--- SHORT TASK ---
Copy every line that mentions the word "screenshot".

#### DATA ####

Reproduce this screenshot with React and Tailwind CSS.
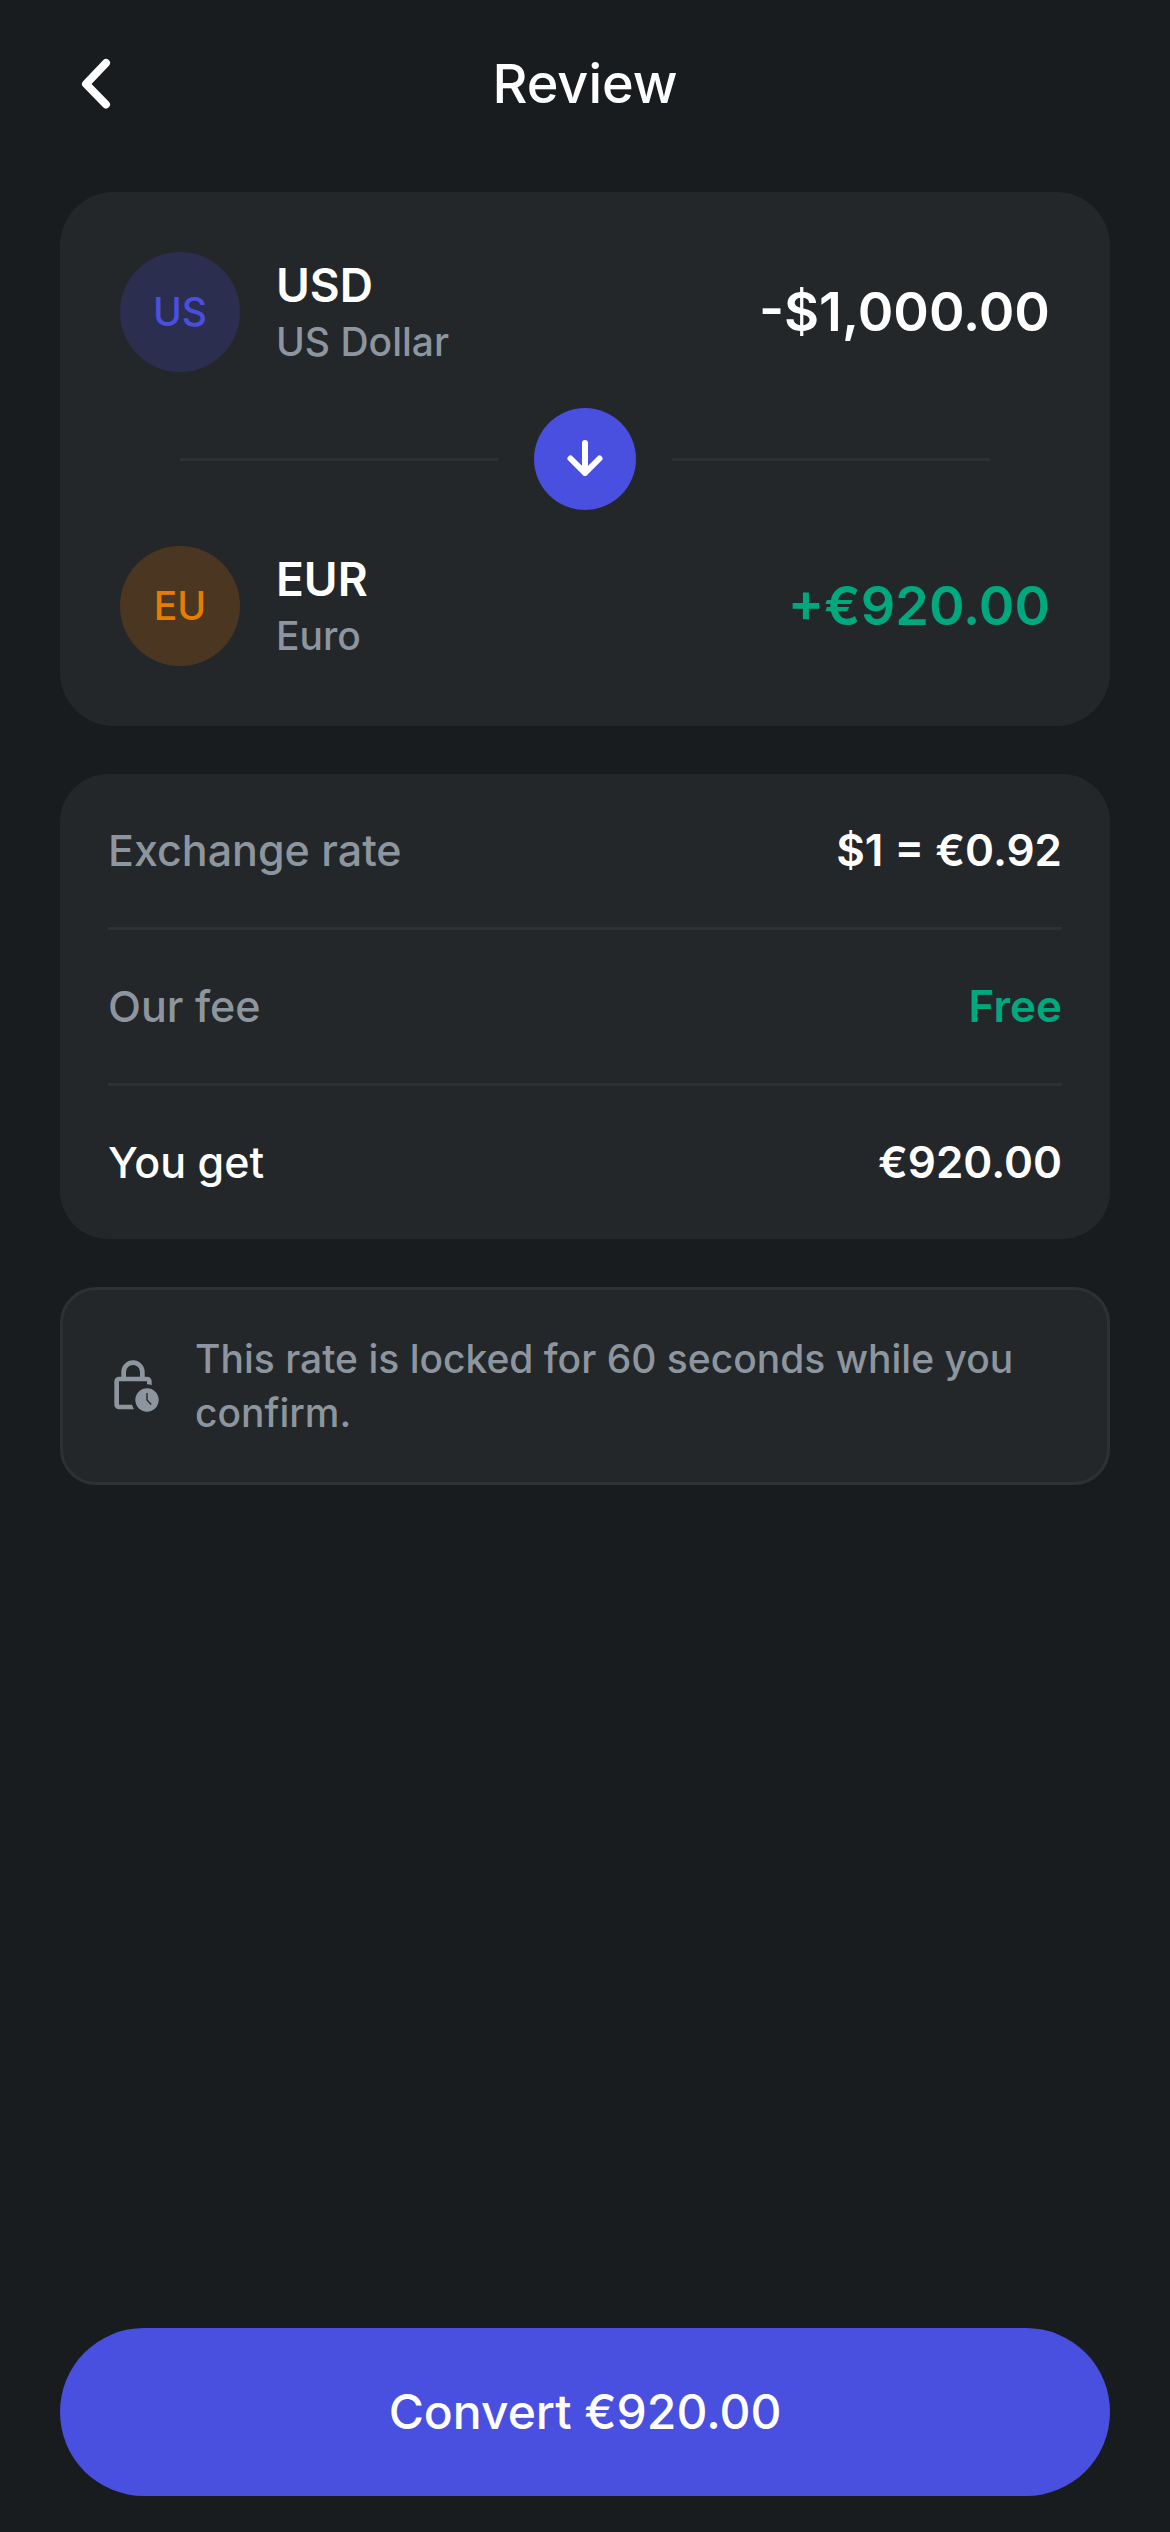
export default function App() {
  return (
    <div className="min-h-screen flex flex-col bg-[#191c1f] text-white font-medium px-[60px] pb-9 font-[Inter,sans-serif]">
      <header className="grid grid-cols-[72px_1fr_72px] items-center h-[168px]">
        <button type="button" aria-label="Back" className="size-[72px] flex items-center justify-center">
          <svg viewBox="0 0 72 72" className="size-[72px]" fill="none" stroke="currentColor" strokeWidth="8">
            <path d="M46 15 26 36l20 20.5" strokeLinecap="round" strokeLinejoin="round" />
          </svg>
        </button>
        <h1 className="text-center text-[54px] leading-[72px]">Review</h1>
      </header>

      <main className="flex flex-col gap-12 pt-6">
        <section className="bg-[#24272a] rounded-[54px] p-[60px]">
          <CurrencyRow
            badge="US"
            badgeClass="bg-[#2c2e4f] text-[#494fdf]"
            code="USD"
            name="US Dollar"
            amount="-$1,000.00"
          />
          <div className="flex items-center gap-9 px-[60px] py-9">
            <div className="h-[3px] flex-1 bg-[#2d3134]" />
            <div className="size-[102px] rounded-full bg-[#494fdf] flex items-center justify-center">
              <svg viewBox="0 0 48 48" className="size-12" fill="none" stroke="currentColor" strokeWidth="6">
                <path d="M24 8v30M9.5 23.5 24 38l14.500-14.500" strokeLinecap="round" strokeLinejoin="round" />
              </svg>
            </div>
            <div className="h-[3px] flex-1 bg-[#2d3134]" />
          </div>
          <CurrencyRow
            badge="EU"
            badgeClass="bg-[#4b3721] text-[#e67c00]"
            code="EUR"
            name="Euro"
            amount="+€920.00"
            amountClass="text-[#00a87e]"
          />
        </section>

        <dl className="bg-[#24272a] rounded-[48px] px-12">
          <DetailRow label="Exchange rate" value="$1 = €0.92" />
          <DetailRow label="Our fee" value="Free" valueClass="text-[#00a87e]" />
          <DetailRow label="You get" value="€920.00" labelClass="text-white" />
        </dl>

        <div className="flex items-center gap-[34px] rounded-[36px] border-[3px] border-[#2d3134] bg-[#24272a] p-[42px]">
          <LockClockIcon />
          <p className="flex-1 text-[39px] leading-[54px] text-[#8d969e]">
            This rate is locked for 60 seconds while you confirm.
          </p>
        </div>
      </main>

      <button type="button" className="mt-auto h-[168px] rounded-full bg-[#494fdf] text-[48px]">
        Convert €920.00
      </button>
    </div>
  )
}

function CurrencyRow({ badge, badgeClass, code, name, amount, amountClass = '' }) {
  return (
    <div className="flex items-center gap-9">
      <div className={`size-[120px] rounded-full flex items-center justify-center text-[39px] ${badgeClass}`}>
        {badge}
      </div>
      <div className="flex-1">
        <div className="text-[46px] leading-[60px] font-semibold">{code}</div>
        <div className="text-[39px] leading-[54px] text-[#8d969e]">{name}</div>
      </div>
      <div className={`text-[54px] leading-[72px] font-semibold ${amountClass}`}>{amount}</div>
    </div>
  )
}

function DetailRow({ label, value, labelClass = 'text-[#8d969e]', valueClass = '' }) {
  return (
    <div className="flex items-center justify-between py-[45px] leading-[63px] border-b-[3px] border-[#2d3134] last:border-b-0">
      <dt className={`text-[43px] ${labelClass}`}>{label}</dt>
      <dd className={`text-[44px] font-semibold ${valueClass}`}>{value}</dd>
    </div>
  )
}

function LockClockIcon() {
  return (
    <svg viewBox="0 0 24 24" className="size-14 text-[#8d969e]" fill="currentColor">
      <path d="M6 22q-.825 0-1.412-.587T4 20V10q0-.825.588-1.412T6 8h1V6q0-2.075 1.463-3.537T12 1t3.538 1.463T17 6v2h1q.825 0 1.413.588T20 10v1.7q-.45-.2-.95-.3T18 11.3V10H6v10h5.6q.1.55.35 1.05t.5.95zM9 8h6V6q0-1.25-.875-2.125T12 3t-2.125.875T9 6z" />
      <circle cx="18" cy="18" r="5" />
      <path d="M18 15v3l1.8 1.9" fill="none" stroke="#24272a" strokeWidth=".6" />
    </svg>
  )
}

####
#### DATA ####

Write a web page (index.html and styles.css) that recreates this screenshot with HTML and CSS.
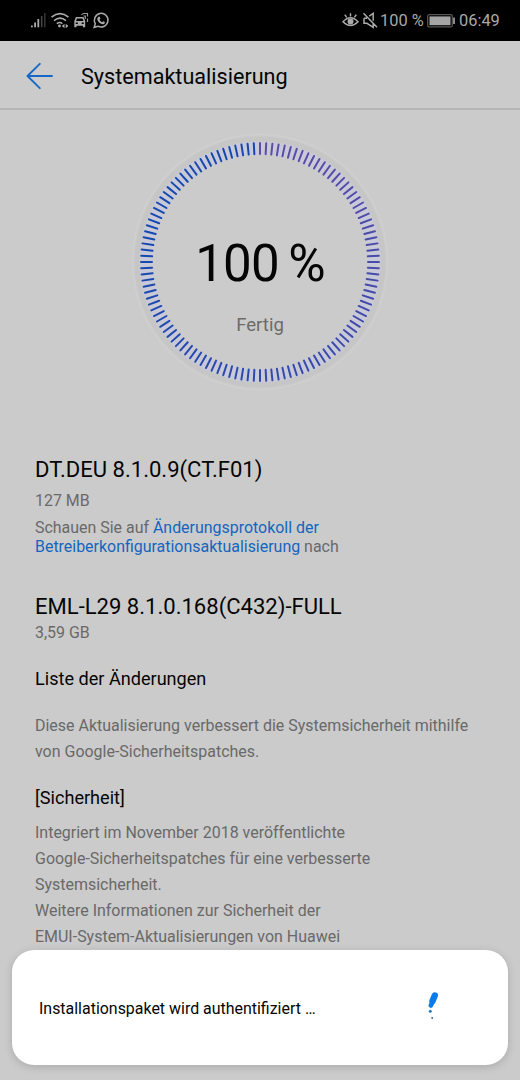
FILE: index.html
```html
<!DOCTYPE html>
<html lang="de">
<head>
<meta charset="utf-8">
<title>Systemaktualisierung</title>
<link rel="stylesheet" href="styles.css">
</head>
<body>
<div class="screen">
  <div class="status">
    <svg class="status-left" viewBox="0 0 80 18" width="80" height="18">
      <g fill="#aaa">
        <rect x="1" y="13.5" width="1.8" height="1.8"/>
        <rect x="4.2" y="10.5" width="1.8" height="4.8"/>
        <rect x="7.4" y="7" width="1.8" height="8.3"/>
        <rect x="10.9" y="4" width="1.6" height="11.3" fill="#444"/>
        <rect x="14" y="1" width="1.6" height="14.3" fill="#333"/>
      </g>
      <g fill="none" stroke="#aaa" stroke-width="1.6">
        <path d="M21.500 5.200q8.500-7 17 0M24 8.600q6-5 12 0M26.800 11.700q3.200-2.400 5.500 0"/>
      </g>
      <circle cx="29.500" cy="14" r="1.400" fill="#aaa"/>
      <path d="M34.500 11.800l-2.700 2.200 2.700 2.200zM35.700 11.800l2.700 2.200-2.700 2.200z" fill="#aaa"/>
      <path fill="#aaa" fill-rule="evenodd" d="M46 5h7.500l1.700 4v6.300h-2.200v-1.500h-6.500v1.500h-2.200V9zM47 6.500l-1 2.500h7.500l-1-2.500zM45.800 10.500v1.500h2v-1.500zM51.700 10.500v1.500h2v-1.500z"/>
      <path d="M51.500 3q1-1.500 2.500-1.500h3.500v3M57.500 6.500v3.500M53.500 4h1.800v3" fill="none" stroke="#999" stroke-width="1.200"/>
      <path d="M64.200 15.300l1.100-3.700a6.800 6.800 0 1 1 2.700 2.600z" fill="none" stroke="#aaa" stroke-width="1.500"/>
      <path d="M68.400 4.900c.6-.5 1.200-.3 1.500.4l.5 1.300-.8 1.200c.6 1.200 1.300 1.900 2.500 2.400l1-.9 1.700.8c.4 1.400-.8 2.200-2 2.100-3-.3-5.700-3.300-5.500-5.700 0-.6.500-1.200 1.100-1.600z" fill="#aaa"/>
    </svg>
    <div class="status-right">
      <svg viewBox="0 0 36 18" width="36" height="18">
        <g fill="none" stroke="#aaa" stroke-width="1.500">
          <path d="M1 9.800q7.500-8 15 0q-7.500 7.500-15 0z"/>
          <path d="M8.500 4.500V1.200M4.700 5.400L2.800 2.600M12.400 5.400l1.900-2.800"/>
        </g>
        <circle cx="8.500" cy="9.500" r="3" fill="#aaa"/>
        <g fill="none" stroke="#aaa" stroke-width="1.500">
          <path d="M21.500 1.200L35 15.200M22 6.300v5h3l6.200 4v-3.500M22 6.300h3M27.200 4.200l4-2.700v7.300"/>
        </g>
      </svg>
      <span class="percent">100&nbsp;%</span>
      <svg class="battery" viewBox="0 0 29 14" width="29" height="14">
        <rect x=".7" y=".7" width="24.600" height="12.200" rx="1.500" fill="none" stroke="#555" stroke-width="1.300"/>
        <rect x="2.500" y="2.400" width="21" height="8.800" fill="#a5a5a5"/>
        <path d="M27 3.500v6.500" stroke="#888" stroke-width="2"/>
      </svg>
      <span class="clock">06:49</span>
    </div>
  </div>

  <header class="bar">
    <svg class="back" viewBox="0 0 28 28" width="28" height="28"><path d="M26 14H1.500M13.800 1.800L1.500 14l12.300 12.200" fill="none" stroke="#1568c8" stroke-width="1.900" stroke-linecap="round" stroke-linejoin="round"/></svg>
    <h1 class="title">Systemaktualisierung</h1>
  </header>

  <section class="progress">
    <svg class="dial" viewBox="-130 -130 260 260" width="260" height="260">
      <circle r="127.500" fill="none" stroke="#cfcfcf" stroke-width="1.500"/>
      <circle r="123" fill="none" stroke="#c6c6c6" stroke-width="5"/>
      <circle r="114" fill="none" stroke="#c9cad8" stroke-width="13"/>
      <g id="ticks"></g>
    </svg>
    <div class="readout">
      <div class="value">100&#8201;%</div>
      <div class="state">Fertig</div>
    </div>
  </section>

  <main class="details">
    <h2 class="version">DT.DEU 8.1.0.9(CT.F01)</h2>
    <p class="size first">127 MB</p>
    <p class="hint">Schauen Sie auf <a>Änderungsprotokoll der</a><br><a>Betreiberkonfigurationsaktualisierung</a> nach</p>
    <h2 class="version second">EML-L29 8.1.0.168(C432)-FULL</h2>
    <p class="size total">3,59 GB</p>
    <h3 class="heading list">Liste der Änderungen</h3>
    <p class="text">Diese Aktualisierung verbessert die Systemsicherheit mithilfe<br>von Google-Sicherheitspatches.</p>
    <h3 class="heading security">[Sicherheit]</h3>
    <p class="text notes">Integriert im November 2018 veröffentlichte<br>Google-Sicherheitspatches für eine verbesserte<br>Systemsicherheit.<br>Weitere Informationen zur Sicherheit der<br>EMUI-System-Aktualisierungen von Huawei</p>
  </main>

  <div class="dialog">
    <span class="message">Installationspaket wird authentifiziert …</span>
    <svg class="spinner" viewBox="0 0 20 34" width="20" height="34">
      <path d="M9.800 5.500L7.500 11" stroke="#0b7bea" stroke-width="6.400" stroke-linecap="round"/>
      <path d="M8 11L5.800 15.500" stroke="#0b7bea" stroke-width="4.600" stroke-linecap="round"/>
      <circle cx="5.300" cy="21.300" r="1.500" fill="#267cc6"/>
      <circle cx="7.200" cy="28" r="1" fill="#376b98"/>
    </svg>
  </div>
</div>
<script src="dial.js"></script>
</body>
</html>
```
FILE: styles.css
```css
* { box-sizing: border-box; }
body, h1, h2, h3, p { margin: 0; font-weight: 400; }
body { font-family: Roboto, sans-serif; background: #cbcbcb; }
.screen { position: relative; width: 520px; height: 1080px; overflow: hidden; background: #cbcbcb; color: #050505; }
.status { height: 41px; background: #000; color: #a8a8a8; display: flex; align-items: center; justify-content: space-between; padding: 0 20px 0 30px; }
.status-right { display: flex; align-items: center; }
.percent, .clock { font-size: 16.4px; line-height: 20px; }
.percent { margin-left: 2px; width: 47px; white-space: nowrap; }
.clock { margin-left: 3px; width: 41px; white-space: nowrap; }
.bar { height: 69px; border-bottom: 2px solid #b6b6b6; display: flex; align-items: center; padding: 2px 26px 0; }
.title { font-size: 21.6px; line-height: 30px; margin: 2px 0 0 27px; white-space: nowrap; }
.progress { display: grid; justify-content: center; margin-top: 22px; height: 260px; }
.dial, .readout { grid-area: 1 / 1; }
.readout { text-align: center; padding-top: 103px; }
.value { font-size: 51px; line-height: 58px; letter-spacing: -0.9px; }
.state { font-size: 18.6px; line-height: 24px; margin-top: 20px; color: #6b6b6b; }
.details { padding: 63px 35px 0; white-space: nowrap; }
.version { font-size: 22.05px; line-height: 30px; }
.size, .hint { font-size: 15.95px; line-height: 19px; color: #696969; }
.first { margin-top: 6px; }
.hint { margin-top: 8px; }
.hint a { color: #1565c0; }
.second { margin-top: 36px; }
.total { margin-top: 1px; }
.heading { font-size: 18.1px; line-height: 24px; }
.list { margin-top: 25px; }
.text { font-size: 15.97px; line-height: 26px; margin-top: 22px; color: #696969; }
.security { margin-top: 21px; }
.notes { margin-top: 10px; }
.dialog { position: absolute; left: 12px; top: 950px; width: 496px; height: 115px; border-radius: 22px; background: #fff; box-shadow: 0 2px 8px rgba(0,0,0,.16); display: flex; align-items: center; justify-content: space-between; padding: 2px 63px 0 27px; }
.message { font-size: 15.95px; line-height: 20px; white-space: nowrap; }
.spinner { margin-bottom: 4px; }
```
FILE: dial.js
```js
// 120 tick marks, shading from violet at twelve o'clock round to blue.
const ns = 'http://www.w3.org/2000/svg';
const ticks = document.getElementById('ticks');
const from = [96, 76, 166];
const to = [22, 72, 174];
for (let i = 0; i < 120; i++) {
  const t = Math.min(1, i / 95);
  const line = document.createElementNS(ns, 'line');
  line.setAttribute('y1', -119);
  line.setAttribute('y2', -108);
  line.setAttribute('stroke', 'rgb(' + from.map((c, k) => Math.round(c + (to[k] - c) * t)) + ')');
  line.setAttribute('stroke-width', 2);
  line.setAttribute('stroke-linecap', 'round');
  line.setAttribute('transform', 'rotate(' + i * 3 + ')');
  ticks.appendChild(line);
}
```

####

--- SOLUTION TO THIS EXERCISE ---
Reproduce this screenshot with React and Tailwind CSS.
Write a web page (index.html and styles.css) that recreates this screenshot with HTML and CSS.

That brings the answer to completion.